── DATASET EXTRACT
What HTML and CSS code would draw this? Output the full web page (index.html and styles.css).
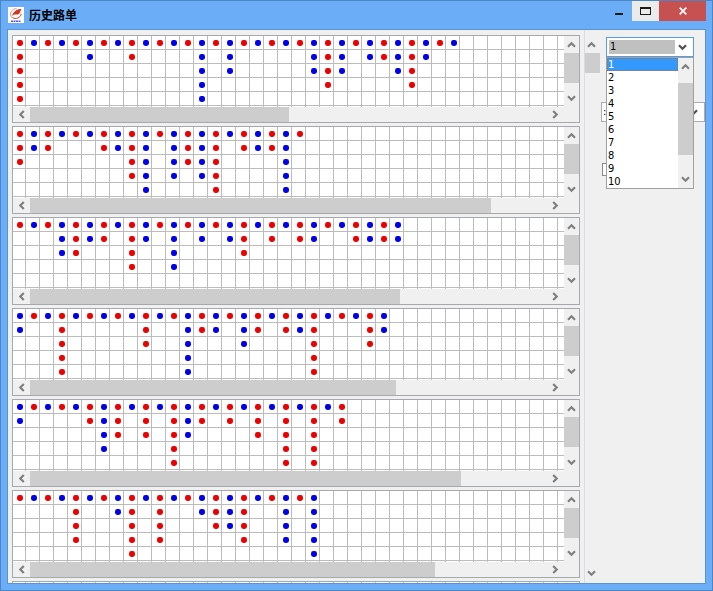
FILE: index.html
```html
<!DOCTYPE html>
<html lang="zh-CN">
<head>
    <meta charset="UTF-8">
    <meta name="viewport" content="width=device-width, initial-scale=1.0">
    <title>历史路单</title>
    <link rel="stylesheet" href="styles.css">
</head>
<body>

    <!-- Arrow glyph shared by every scrollbar and drop-down -->
    <svg class="defs" aria-hidden="true">
        <symbol id="chevron" viewBox="0 0 9 7">
            <path d="M1 1.2 4.5 4.7 8 1.2" fill="none" stroke="currentColor" stroke-width="2.2"/>
        </symbol>
    </svg>

    <div class="window">
        <!-- Title bar -->
        <header class="title-bar">
            <svg class="app-icon" viewBox="0 0 16 16" aria-hidden="true">
                <rect width="16" height="16" fill="#fff"/>
                <path d="M8.500 1.500C5 1.700 2.500 4 2.500 7c0 1.500.6 2.900 1.700 3.900" fill="none" stroke="#e8988c" stroke-width="1"/>
                <path d="M13.500 2C9.500 2 5.800 3.500 3.800 9.300 6.500 6.200 8.500 8.300 10.500 7.300 12 6.500 12.300 4 13.500 2z" fill="#d8331f"/>
                <path d="M4.500 10.500C8 12.700 12.300 11 13.300 6.800" fill="none" stroke="#d8331f" stroke-width="1"/>
                <path d="M3 14.200h10" stroke="#5a5ad0" stroke-width="1.600" stroke-dasharray="2 .5"/>
            </svg>
            <h1 class="title">历史路单</h1>
            <div class="window-buttons">
                <button class="win-btn minimize" aria-label="最小化">
                    <svg width="10" height="12" viewBox="0 0 10 12"><path d="M1 9h8" stroke="#1a1a1a" stroke-width="2"/></svg>
                </button>
                <button class="win-btn maximize" aria-label="最大化">
                    <svg width="11" height="8" viewBox="0 0 11 8"><path d="M.5 0v8M10.500 0v8M0 7.500h11" fill="none" stroke="#1a1a1a"/><path d="M0 1h11" stroke="#1a1a1a" stroke-width="2"/></svg>
                </button>
                <button class="win-btn close" aria-label="关闭">
                    <svg width="8" height="8" viewBox="0 0 8 8"><path d="M.7.7l6.600 6.600M7.300.7.7 7.300" stroke="#fff" stroke-width="1.700"/></svg>
                </button>
            </div>
        </header>

        <div class="client">
            <main class="road-list" id="road-list"></main>

            <!-- Scrollbar of the whole list -->
            <div class="scroll-v list-scroll">
                <button class="scroll-btn up" aria-label="向上"><svg><use href="#chevron"/></svg></button>
                <div class="track"><div class="thumb"></div></div>
                <button class="scroll-btn down" aria-label="向下"><svg><use href="#chevron"/></svg></button>
            </div>

            <aside class="side">
                <div class="combo">
                    <select class="combo-value" aria-label="编号">
                        <option>1</option>
                    </select>
                    <svg class="combo-arrow"><use href="#chevron"/></svg>
                    <div class="drop-list">
                        <select class="drop-options" size="10" aria-label="编号列表">
                            <option selected>1</option>
                            <option>2</option>
                            <option>3</option>
                            <option>4</option>
                            <option>5</option>
                            <option>6</option>
                            <option>7</option>
                            <option>8</option>
                            <option>9</option>
                            <option>10</option>
                        </select>
                        <div class="scroll-v drop-scroll">
                            <button class="scroll-btn up" aria-label="向上"><svg><use href="#chevron"/></svg></button>
                            <div class="track"><div class="thumb"></div></div>
                            <button class="scroll-btn down" aria-label="向下"><svg><use href="#chevron"/></svg></button>
                        </div>
                    </div>
                </div>

                <div class="combo wide">
                    <select class="combo-value" aria-label="选项">
                        <option>:</option>
                    </select>
                    <svg class="combo-arrow"><use href="#chevron"/></svg>
                </div>

                <input class="check" type="checkbox" checked aria-label="启用">
            </aside>
        </div>
    </div>

    <script src="script.js"></script>
</body>
</html>
```
FILE: styles.css
```css
* {
    box-sizing: border-box;
}
body {
    margin: 0;
    font-family: "DejaVu Sans Condensed", "DejaVu Sans", "Noto Sans CJK SC", sans-serif;
    font-size: 11px;
    color: #000;
}
button {
    padding: 0;
    border: none;
    background: none;
    font: inherit;
}
.defs {
    position: absolute;
    width: 0;
    height: 0;
}

/* Window frame */
.window {
    display: flex;
    flex-direction: column;
    height: 100vh;
    padding: 0 6px 6px;
    background-color: #6badf6;
    border: 1px solid #4a86c5;
}
.title-bar {
    display: flex;
    align-items: center;
    height: 28px;
    flex: none;
    padding-left: 1px;
}
.app-icon {
    width: 16px;
    height: 16px;
}
.title {
    margin: 0 0 0 5px;
    font-family: "Noto Sans CJK SC", sans-serif;
    font-size: 12px;
    line-height: 28px;
    font-weight: bold;
}
.window-buttons {
    display: flex;
    align-self: flex-start;
    margin-left: auto;
}
.win-btn {
    display: flex;
    align-items: center;
    justify-content: center;
    width: 27px;
    height: 20px;
}
.maximize {
    background-color: #ebebeb;
}
.close {
    width: 47px;
    background-color: #c75050;
}
.client {
    display: flex;
    flex: 1;
    min-height: 0;
    background-color: #f0f0f0;
    border: 1px solid #5a93d0;
}

/* Road panels */
.road-list {
    display: flex;
    flex-direction: column;
    flex: 1;
    gap: 3px;
    min-width: 0;
    overflow: hidden;
    padding: 5px 4px 0;
    border-right: 1px solid #dcdcdc;
}
.road {
    display: grid;
    grid-template-columns: 1fr 15px;
    flex: none;
    border: 1px solid #a5a8ad;
}
.road-view {
    height: 71px;
    overflow: hidden;
    background-color: #fff;
}
.road-table {
    table-layout: fixed;
    width: 0;
    border-collapse: separate;
    border-spacing: 0;
}
.road-table td {
    width: 14px;
    height: 14px;
    padding: 0 0 0 5px;
    line-height: 0;
    border-right: 1px solid #bcbcbc;
    border-bottom: 1px solid #bcbcbc;
}
.road-table td:first-child {
    width: 13px;
    padding-left: 4px;
}
.dot {
    display: block;
    width: 6px;
    height: 6px;
    border-radius: 40%;
}
.red {
    background-color: #ee0000;
}
.blue {
    background-color: #0000ee;
}

/* Scrollbars */
.scroll-v {
    display: flex;
    flex-direction: column;
    width: 15px;
    background-color: #f0f0f0;
}
.scroll-h {
    display: flex;
    height: 15px;
    background-color: #f0f0f0;
}
.scroll-btn {
    display: flex;
    align-items: center;
    justify-content: center;
    flex: none;
    width: 15px;
    height: 17px;
    color: #808080;
}
.scroll-h .scroll-btn {
    width: 17px;
    height: 15px;
}
.scroll-btn svg,
.combo-arrow {
    width: 9px;
    height: 7px;
}
.up svg {
    transform: rotate(180deg);
}
.left svg {
    transform: rotate(90deg);
}
.right svg {
    transform: rotate(-90deg);
}
.track {
    flex: 1;
}
.thumb {
    height: 100%;
    background-color: #cdcdcd;
}
.road .scroll-v .thumb {
    height: 30px;
}
.list-scroll {
    padding: 6px 0 1px;
}
.list-scroll .scroll-btn {
    width: 12px;
}
.list-scroll .thumb {
    height: 20px;
}

/* Side controls */
.side {
    display: flex;
    flex-direction: column;
    align-items: flex-start;
    width: 105px;
    padding-top: 7px;
}
.combo {
    position: relative;
    z-index: 1;
    width: 88px;
    height: 20px;
    margin-left: 6px;
    padding: 2px;
    background-color: #fff;
    border: 1px solid #569de5;
}
.combo-value {
    display: block;
    width: 66px;
    height: 14px;
    padding: 0 1px;
    appearance: none;
    border: none;
    border-radius: 0;
    background-color: #c0c0c0;
    color: #000;
    font: inherit;
    line-height: 14px;
}
.combo-arrow {
    position: absolute;
    top: 6px;
    right: 6px;
    color: #505050;
}
.combo.wide {
    z-index: 0;
    width: 104px;
    margin: 45px 0 0 1px;
    padding-left: 0;
    border-color: #acacac;
}
.wide .combo-value {
    background-color: #fff;
}
.check {
    width: 13px;
    height: 13px;
    margin: 41px 0 0 2px;
    appearance: none;
    background: radial-gradient(circle, #444 2px, #fff 3px);
    border: 1px solid #888;
}

/* Open list */
.drop-list {
    position: absolute;
    top: 19px;
    left: -1px;
    display: flex;
    width: 88px;
    height: 132px;
    background-color: #fff;
    border: 1px solid #a0a0a0;
}
.drop-options {
    flex: 1;
    min-width: 0;
    height: 130px;
    padding: 0;
    overflow: hidden;
    border: none;
    border-radius: 0;
    outline: none;
    background-color: #fff;
    font: inherit;
}
.drop-options option {
    height: 13px;
    min-height: 0;
    padding: 0 1px;
    line-height: 13px;
    color: #000;
}
.drop-options option:checked {
    background: linear-gradient(#3399ff, #3399ff);
    color: #fff;
    outline: 1px dotted #b07030;
    outline-offset: -1px;
}
.drop-scroll .track {
    padding: 8px 0;
}
.drop-scroll .thumb {
    height: 72px;
}
```
FILE: script.js
```javascript
// Each road: colour of the first column, length of every streak,
// and how much of the horizontal track the thumb fills (percent)
const roads = [
    { first: 'red', scroll: 50, runs: [5,1,1,1,1,2,1,1,2,1,1,1,1,5,1,3,1,1,1,1,1,3,4,3,1,2,2,3,4,2,1,1] },
    { first: 'red', scroll: 89.2, runs: [3,2,2,1,1,1,2,2,4,5,1,4,3,4,5,1,2,2,2,5,1] },
    { first: 'red', scroll: 71.5, runs: [1,1,1,3,3,2,2,1,4,2,1,4,1,2,1,2,3,1,2,1,2,2,1,1,2,2,2,2] },
    { first: 'blue', scroll: 70.8, runs: [2,1,1,5,1,1,1,1,1,3,1,1,5,2,2,1,3,2,1,2,2,5,1,1,1,3,2] },
    { first: 'blue', scroll: 83.3, runs: [2,1,1,1,1,2,4,3,1,3,1,5,3,2,1,2,1,3,1,5,1,5,1,2] },
    { first: 'red', scroll: 78.3, runs: [1,1,1,1,4,1,1,2,5,1,4,1,1,2,3,3,4,1,1,4,1,5] },
    { first: 'red', scroll: 60, runs: [] }
];

const ROWS = 6;
const COLS = 80;

function buildTable(road) {
    const other = road.first === 'red' ? 'blue' : 'red';
    let html = '<table class="road-table">';
    for (let row = 0; row < ROWS; row++) {
        html += '<tr>';
        for (let col = 0; col < COLS; col++) {
            const color = col % 2 === 0 ? road.first : other;
            html += row < road.runs[col] ? `<td><span class="dot ${color}"></span></td>` : '<td></td>';
        }
        html += '</tr>';
    }
    return html + '</table>';
}

function scrollButton(dir, label) {
    return `<button class="scroll-btn ${dir}" aria-label="${label}"><svg><use href="#chevron"/></svg></button>`;
}

document.getElementById('road-list').innerHTML = roads.map(road => `
    <section class="road">
        <div class="road-view">${buildTable(road)}</div>
        <div class="scroll-v">
            ${scrollButton('up', '向上')}
            <div class="track"><div class="thumb"></div></div>
            ${scrollButton('down', '向下')}
        </div>
        <div class="scroll-h">
            ${scrollButton('left', '向左')}
            <div class="track"><div class="thumb" style="width: ${road.scroll}%"></div></div>
            ${scrollButton('right', '向右')}
        </div>
    </section>`).join('');
```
────
■ GOAL OF THE EXERCISE
Determine how many of the lines above hold the word "index", and output that number by itself.

■ OUTPUT FOR THIS EXERCISE
4